Agency antics last week included an unusual eBay auction set up by Crispin Porter + Bogusky. The merchandise for sale? Its summer interns — or the output of their brains over a period of three months, anyway. Bidding started at $1, and was up to $5,600 by press time. All proceeds will go to the interns themselves. “Bid early and often, and world-class advertising can be yours for a fraction of the going rate,” says the eBay listing. Wrote one AdFreak reader: “So clients pay CP+B, who then give that money to their interns. Doesn’t that just make them … underpaid employees?”
Pepsi and TBWA\Chiat\Day unpacked a case of nicely chilled 15-second spots last week promoting Pepsi Throwback, its nostalgia beverage featuring a ’70s can design and real sugar instead of high-fructose corn syrup. The spots amusingly show the Throwback can interacting with ’70s artifacts like an 8-track player and a lava lamp. The retro theme cleverly extends to the media buy, too, as the ads are running on Hulu alongside old shows like Hill Street Blues and The Mary Tyler Moore Show.

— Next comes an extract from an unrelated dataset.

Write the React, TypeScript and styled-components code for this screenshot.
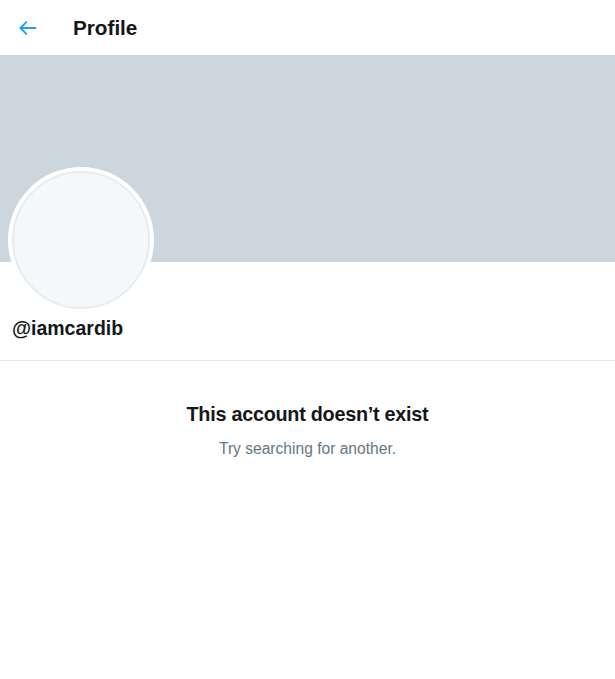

A particularly controversial post on AdFreak last week involved a recent VCU Brandcenter grad named Hank Leber who is launching an operation called Agency Nil. His idea: He’ll work for agencies or clients directly without a set price, with the understanding that they’ll pay what they think it is worth at the end of the job-no strings attached. In theory, the model takes the risk out of the equation for companies, allowing Agency Nil to operate somewhere between intern and full-fledged freelancer. Reaction to Leber’s plan was strong, both positive and negative, with some feeling it’s a worthwhile experiment in an industry whose pay system is out of whack, and others feeling like it further cheapens the business as a whole. “Agency Nil shows a lot of guts and creativity,” wrote one reader. Added another: “What other self-respecting business would allow themselves to have a customer come in and set the price they wish to pay? None. … Christ, even Kinko’s would laugh you out of their store if you tried to pull this crap.”
Finally, Doritos Australia and the ad agency Make in Brisbane gave us the most searing image of the week: an American Beauty-style erotic daydream with Mexicana-flavored Doritos instead of rose petals and a hairy, chubby Mexican guy instead of Mena Suvari.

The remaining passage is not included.